Switching to Immutable Pairs

The designers of PLT Scheme long ago recognized the problems of mutable pairs, and we introduced functions like cons-immutable and list-immutable to support programming with immutable lists. These additions solved some problems --- but only in the cases where we were careful to use immutable lists. The R6RS editors also recognized the problems of mutable pairs, so that set-car! and set-cdr! were banished to their own library --- but programmers are still free to use that library.

While these are worthwhile steps for many reasons, they do not solve the underlying problem. Library implementors who deal in lists must still either set up elaborate guards against mutation, pretend that the problem doesn't matter, or require the use of a special immutable-list datatype that is incompatible with libraries whose authors set up elaborate guards or ignore the problem.

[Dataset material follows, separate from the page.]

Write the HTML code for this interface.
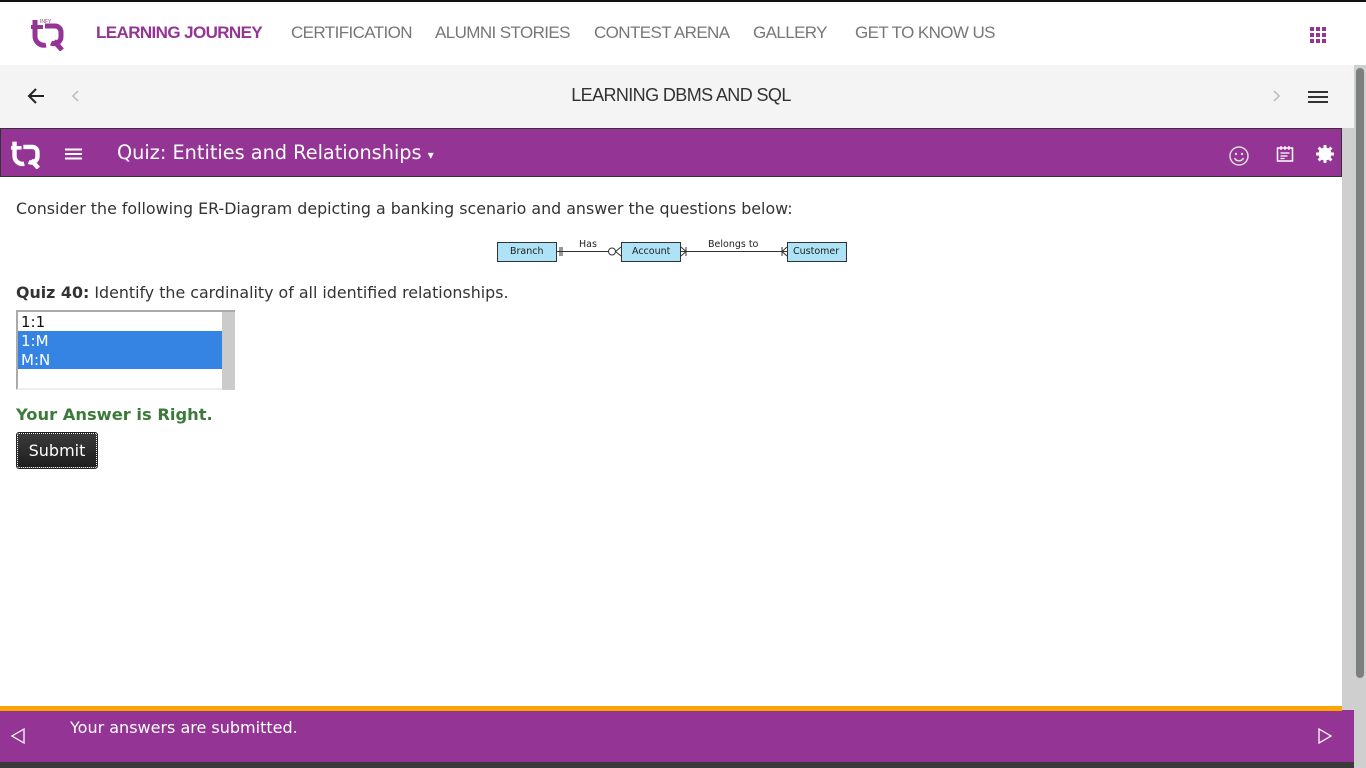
<!DOCTYPE html>
<html><head><style>
*{margin:0;padding:0;box-sizing:border-box}
body{width:1366px;height:768px;overflow:hidden;position:relative;background:#fff;font-family:"Liberation Sans",sans-serif}
.top{position:absolute;left:0;top:0;width:1366px;height:65px;background:#fff;border-top:2px solid #111}
.nav{position:absolute;top:21px;font-size:17px;color:#777;letter-spacing:-0.6px}
.gray{position:absolute;left:0;top:65px;width:1354px;height:63px;background:#f4f4f4}
.osb{position:absolute;left:1354px;top:65px;width:12px;height:703px;background:#cfcfcf}
.isb{position:absolute;left:1342px;top:128px;width:12px;height:582px;background:#cfcfcf}
.qbar{position:absolute;left:0;top:128px;width:1342px;height:49px;background:#943494;border:1px solid #333}
.dv{font-family:"DejaVu Sans","Liberation Sans",sans-serif}
</style></head><body>
<div class="top">
<svg style="position:absolute;left:30px;top:15px" width="36" height="34" viewBox="0 0 36 34">
<path d="M5 3v16a9 9 0 0 0 11 9" stroke="#943494" stroke-width="5" fill="none"/>
<path d="M1 10h12" stroke="#943494" stroke-width="4"/>
<path d="M15 9h10a6 6 0 0 1 6 6v5a7 7 0 0 1-10 6" stroke="#943494" stroke-width="5" fill="none"/>
<path d="M24 24l8 9" stroke="#943494" stroke-width="5"/>
<text x="10" y="6" font-size="5" fill="#943494" font-family="Liberation Sans">INFY</text>
</svg>
<div class="nav" style="left:96px;color:#943494;font-weight:bold">LEARNING JOURNEY</div>
<div class="nav" style="left:291px">CERTIFICATION</div>
<div class="nav" style="left:435px">ALUMNI STORIES</div>
<div class="nav" style="left:594px">CONTEST ARENA</div>
<div class="nav" style="left:753px">GALLERY</div>
<div class="nav" style="left:855px">GET TO KNOW US</div>
<svg style="position:absolute;left:1310px;top:25px" width="16" height="16"><g fill="#943494"><rect x="0" y="0" width="4" height="4"/><rect x="6" y="0" width="4" height="4"/><rect x="12" y="0" width="4" height="4"/><rect x="0" y="6" width="4" height="4"/><rect x="6" y="6" width="4" height="4"/><rect x="12" y="6" width="4" height="4"/><rect x="0" y="12" width="4" height="4"/><rect x="6" y="12" width="4" height="4"/><rect x="12" y="12" width="4" height="4"/></g></svg>
</div>
<div class="gray">
<svg style="position:absolute;left:26px;top:22px" width="20" height="18"><path d="M18 9H3M10 2L3 9l7 7" stroke="#222" stroke-width="2" fill="none"/></svg>
<svg style="position:absolute;left:70px;top:24px" width="10" height="14"><path d="M8 2L3 7l5 5" stroke="#bbb" stroke-width="1.5" fill="none"/></svg>
<div style="position:absolute;left:0;width:1362px;top:20px;text-align:center;font-size:18px;color:#333;letter-spacing:-0.6px">LEARNING DBMS AND SQL</div>
<svg style="position:absolute;left:1272px;top:24px" width="10" height="14"><path d="M2 2l5 5-5 5" stroke="#bbb" stroke-width="1.5" fill="none"/></svg>
<svg style="position:absolute;left:1308px;top:25px" width="20" height="14"><path d="M0 2h20M0 7h20M0 12h20" stroke="#333" stroke-width="2"/></svg>
</div>
<div class="osb"><div style="position:absolute;left:2px;top:3px;width:8px;height:610px;background:#7b7f80;border-radius:4px"></div></div>
<div class="isb"></div>
<div class="qbar">
<svg style="position:absolute;left:9px;top:10px" width="32" height="30" viewBox="0 0 36 34"><path d="M5 3v16a9 9 0 0 0 11 9" stroke="#fff" stroke-width="5" fill="none"/><path d="M1 10h12" stroke="#fff" stroke-width="4"/><path d="M15 9h10a6 6 0 0 1 6 6v5a7 7 0 0 1-10 6" stroke="#fff" stroke-width="5" fill="none"/><path d="M24 24l8 9" stroke="#fff" stroke-width="5"/></svg>
<svg style="position:absolute;left:64px;top:19px" width="17" height="12"><path d="M0 1.5h17M0 6h17M0 10.5h17" stroke="#fff" stroke-width="2"/></svg>
<div class="dv" style="position:absolute;left:116px;top:12px;font-size:19.3px;color:#fff">Quiz: Entities and Relationships <span style="font-size:12px">▾</span></div>
<svg style="position:absolute;left:1227px;top:16px" width="22" height="22"><circle cx="11" cy="11" r="9" stroke="#ddd" stroke-width="1.5" fill="none"/><circle cx="8" cy="9" r="1.2" fill="#ddd"/><circle cx="14" cy="9" r="1.2" fill="#ddd"/><path d="M6.5 13a5 5 0 0 0 9 0" stroke="#ddd" stroke-width="1.5" fill="none"/></svg>
<svg style="position:absolute;left:1275px;top:16px" width="18" height="18"><rect x="1.5" y="3" width="15" height="13" stroke="#fff" stroke-width="1.5" fill="none"/><path d="M5 1v4M9 1v4M13 1v4M4.5 8h9M4.5 11h7M4.5 13.5h4" stroke="#fff" stroke-width="1.3"/></svg>
<svg style="position:absolute;left:1314px;top:15px" width="20" height="20"><circle cx="10" cy="10" r="6.5" fill="#fff"/><g stroke="#fff" stroke-width="3"><path d="M10 1v18M1 10h18M3.6 3.6l12.8 12.8M16.4 3.6L3.6 16.4"/></g></svg>
</div>
<div class="dv" style="position:absolute;left:16px;top:199px;font-size:15.85px;color:#333">Consider the following ER-Diagram depicting a banking scenario and answer the questions below:</div>
<svg style="position:absolute;left:490px;top:235px" width="370" height="30" font-family="DejaVu Sans" font-size="9.5">
<g fill="#aee2f6" stroke="#333"><rect x="7.5" y="7.5" width="59" height="19"/><rect x="131.5" y="7.5" width="59" height="19"/><rect x="297.5" y="7.5" width="59" height="19"/></g>
<text x="20" y="19" fill="#222">Branch</text><text x="142" y="19" fill="#222">Account</text><text x="303" y="19" fill="#222">Customer</text>
<text x="89" y="12" fill="#222">Has</text><text x="218" y="12" fill="#222">Belongs to</text>
<g stroke="#333" fill="none"><path d="M67 16.5h52M70 12v9M72 12v9"/><circle cx="122" cy="16.5" r="3.5" fill="#fff"/><path d="M125.5 16.5L131 12M125.5 16.5L131 21"/><path d="M191 16.5h106M191 12l5 4.5-5 4.5M196 12v9M297 12l-5 4.5 5 4.5M292 12v9"/></g>
</svg>
<div class="dv" style="position:absolute;left:16px;top:283px;font-size:15.85px;color:#333"><b>Quiz 40:</b> Identify the cardinality of all identified relationships.</div>
<div class="dv" style="position:absolute;left:16px;top:310px;width:219px;height:80px;border:2px solid #aaa;border-right:none;border-bottom-color:#eee;background:#fff;font-size:15px">
<div style="position:absolute;right:0;top:0;width:13px;height:78px;background:#cbcbcb"></div>
<div style="height:19px;padding-left:3px;color:#111;line-height:20px">1:1</div>
<div style="width:204px;height:19px;padding-left:3px;background:#3584e4;color:#fff;line-height:20px">1:M</div>
<div style="width:204px;height:19px;padding-left:3px;background:#3584e4;color:#fff;line-height:20px">M:N</div>
</div>
<div class="dv" style="position:absolute;left:16px;top:405px;font-size:16.3px;font-weight:bold;color:#3b7a3b">Your Answer is Right.</div>
<div class="dv" style="position:absolute;left:17px;top:433px;width:80px;height:35px;background:linear-gradient(#3a3a3a,#1e1e1e);border:1px dotted #fff;outline:1px solid #222;color:#fff;font-size:16px;text-align:center;line-height:33px;border-radius:2px">Submit</div>
<div style="position:absolute;left:0;top:706px;width:1342px;height:5px;background:#fca400"></div>
<div style="position:absolute;left:0;top:711px;width:1342px;height:51px;background:#943494">
<svg style="position:absolute;left:10px;top:16px" width="16" height="18"><path d="M14 2L2 9l12 7z" stroke="#fff" stroke-width="1.3" fill="none"/></svg>
<div class="dv" style="position:absolute;left:70px;top:7px;font-size:16px;color:#fff">Your answers are submitted.</div>
<svg style="position:absolute;left:1317px;top:16px" width="16" height="18"><path d="M2 2l12 7-12 7z" stroke="#fff" stroke-width="1.3" fill="none"/></svg>
</div>
<div style="position:absolute;left:1342px;top:710px;width:12px;height:52px;background:#943494"></div>
<div style="position:absolute;left:0;top:762px;width:1354px;height:6px;background:#3a3a3a"></div>
</body></html>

Why all this hassle? If most Scheme code really does use and expect pairs in a functional way, can't we just switch to immutable pair? Most Scheme code will still work, untold security holes will have been closed, specifications will become instantly tighter, and language extensions like contracts will work better.

Schemers have been reluctant to make this leap, because it has never been clear just how much code relies on mutable pairs. We don’t know how much the switch will cost in porting time and long-term incompatibility, and we don’t really know how much we will gain. We won't know until we try it.

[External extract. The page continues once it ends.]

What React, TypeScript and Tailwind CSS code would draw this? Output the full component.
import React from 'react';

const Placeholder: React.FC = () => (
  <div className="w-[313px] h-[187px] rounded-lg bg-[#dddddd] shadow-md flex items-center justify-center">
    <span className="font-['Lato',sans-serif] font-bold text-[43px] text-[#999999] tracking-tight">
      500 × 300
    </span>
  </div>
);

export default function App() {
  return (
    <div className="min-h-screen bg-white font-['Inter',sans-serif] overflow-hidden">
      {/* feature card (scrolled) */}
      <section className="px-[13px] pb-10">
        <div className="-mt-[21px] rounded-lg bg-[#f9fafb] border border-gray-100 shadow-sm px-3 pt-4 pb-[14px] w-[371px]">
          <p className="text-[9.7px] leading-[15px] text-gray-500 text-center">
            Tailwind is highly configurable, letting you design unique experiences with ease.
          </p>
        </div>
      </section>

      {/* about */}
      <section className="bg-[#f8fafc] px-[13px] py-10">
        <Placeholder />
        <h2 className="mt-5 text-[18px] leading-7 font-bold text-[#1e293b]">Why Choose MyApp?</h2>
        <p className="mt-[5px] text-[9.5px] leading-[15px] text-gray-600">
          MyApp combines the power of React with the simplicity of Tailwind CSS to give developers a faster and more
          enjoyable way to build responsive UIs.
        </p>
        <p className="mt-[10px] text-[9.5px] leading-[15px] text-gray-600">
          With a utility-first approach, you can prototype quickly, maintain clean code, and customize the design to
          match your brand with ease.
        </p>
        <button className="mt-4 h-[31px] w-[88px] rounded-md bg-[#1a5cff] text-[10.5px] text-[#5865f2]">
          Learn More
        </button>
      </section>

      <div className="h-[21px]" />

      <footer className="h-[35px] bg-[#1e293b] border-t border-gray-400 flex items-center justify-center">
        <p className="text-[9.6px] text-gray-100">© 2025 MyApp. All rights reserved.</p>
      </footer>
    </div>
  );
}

For PLT Scheme v4.0, we’re going to try it. In our main dialects of Scheme (such as the mzscheme language), cons will create immutable pairs, and pair? and list? will recognize only immutable pairs and lists. The set-car! and set-cdr procedures will not exist. A new set of procedure mcons, mcar, mcdr, set-mcar!, and set-mcdr! will support mutable pairs. (A related v4.0 change is that define-struct by default creates immutable structure types.)

Of course, PLT Scheme v4.0 will support an R5RS language where cons is mcons, and so on, so many old programs can still run easily in the new version. The difference is that interoperability between R5RS libraries and PLT Scheme libraries will be less direct than before.

Experience So Far

PLT Scheme v3.99.0.2 exists already in a branch of our SVN repository, and it will soon move to the SVN trunk. That is, we have already ported at least a half million lines of Scheme code to a dialect without set-car! and set-cdr!.

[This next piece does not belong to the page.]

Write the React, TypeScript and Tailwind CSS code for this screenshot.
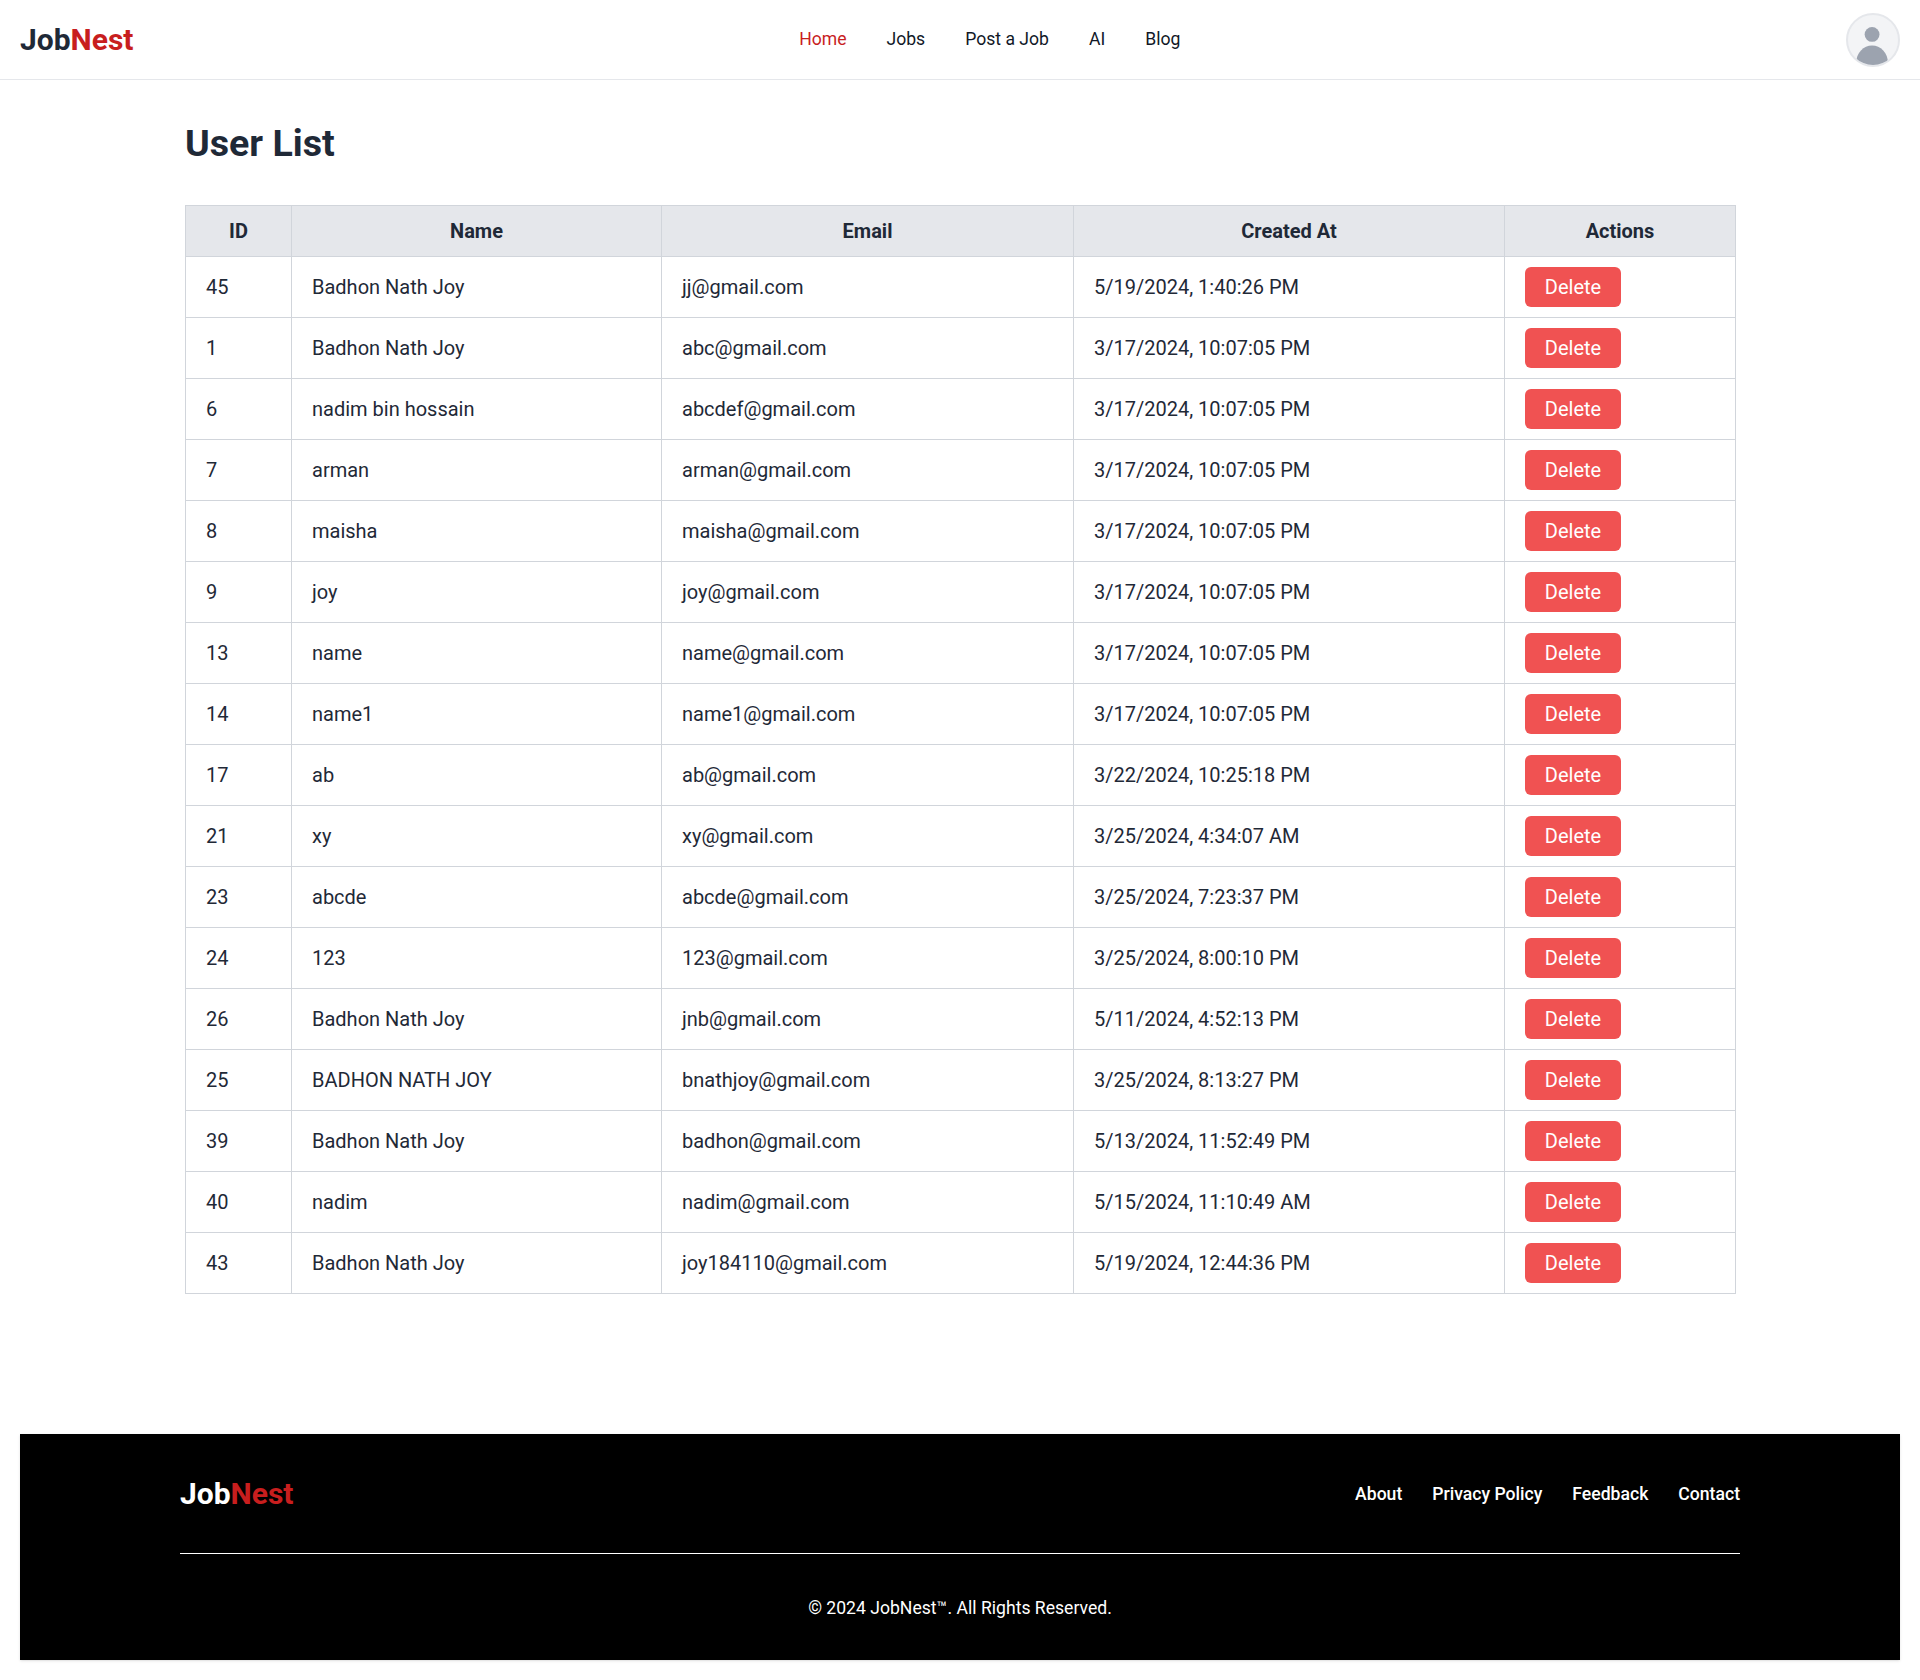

The conversion took about eight hours. Obviously, relatively little code had to change. The following are the typical porting scenarios:

  • The reverse! and append! functions were frequently used for “linear updates” by performance-conscious implementors. As our underlying Scheme implementation has improved, however, the performance benefits of these functions has become less. All uses could be replaced with reverse and append.

  • The set-cdr! operation was often used to implement an internal queue. Such internal queues were easily changed to use mcons, mcar, mcdr, and set-mcdr!.

  • An association-list mapping was sometimes updated with set-cdr! when a mapping was present, otherwise the list was extended. Since the extension case was supported, it was easy to just update the list functionally. (The relevant lists were short; if the lists were long, the right change would be to use a hash table instead of a list.)

  • A pair was sometime used for an updatable mapping where a distinct structure type is better. The quick solution was to throw in a mutable box in place of the value.

The PLT Scheme code might be better positioned for the switch than arbitrary Scheme code. Most of it was written by a handful of people who understood the problems of mutable pairs, and who might therefore shy away from them. However, the PLT Scheme code base includes a lot of code that was not written specifically for PLT Scheme, including Slatex, Tex2page, and many SRFI reference implementations. With the exception of SRFI-9, which generalizes set! to work with pairs, the SRFI implementations were remarkably trouble free. (Thanks to Olin Shivers for making mutation optional in the “linear update” functions like reverse! from SRFIs 1 and 32.)

In addition, we looked at a number of standard Scheme benchmarks, which can be found here:

http://svn.plt-scheme.org/plt/trunk/collects/tests/mzscheme/benchmarks/common/

Of the 28 benchmarks, eight of them mutate pairs. Four of those are trivially converted to functional programs, along the lines of the scenarios above. One, destruct, is designed specifically to test mutation performance, so it makes no sense to port. Another, sort1, is a sorting algorithm that inherently relies on mutation; a functional sort is obviously possible, but that would be a different benchmark. The conform benchmark uses mutable pairs for tables in a relatively non-local way; as a modern Scheme program, it would probably be written with structures, but it’s not trivial to port. The peval benchmark uses pairs to represent Scheme programs, and it partially evaluates the program by mutating it, so it is not trivial to port. To summarize, out of 28 old, traditional benchmark programs, only two represent interesting programs that are not easily adapted to immutable pairs. (They run in PLT Scheme’s R5RS language, of course.)

Finally, we selected a useful third-party library that is not included with PLT Scheme. We checked the generic SSAX implementation (not the PLT Scheme version), and we found a couple of uses of set-car! and set-cdr!. Again, they fall into the above queue and association-list categories that are easily and locally converted.

Meanwhile, as we start to use v3.99 to run scripts in our day-to-day work, immutable pairs have so far created no difficulty at all. So far, then, our optimism in trying immutable pairs seems to be justified; it just might work.

But Its Lisp Tradition!

A typical response to news of the demise of mutable pairs is that it will create lot of trouble, because mutable pairs are Scheme tradition, and surely lots of useful old code exploits them in lots of places.

We’re eager to hear whether anyone has such code. Our initial hypothesis is that practically all old code falls into one of two categories:

  • The code is easily ported to immutable pairs, along the same lines as above (i.e., local queues and small association lists).

  • The code so old and generic that it can be run as an R5RS program. It won’t call into the large PLT Scheme set of libraries that will expect immutable pairs, and it can easily be used as a library with wrappers that convert mutable pairs back and forth with immutable pairs.

Frankly, we’re not so eager to hear opinions based on guesswork about existing code and how it might get used. Download v3.99 from SVN or as a nightly build when it becomes available; let us know your guesses about how running your old code would go, but then let us know what actually happens.

The immutable-pairs plan for v4.0 is not set in stone, but we won’t make the decision based on guesswork. More libraries (other than R5RS) to aid compatibility may be useful, but so far we don’t have a tangible need for them. In any case, we’ll revert to mutable pairs only if significant experience with the pre-release version demonstrates that it really won’t work.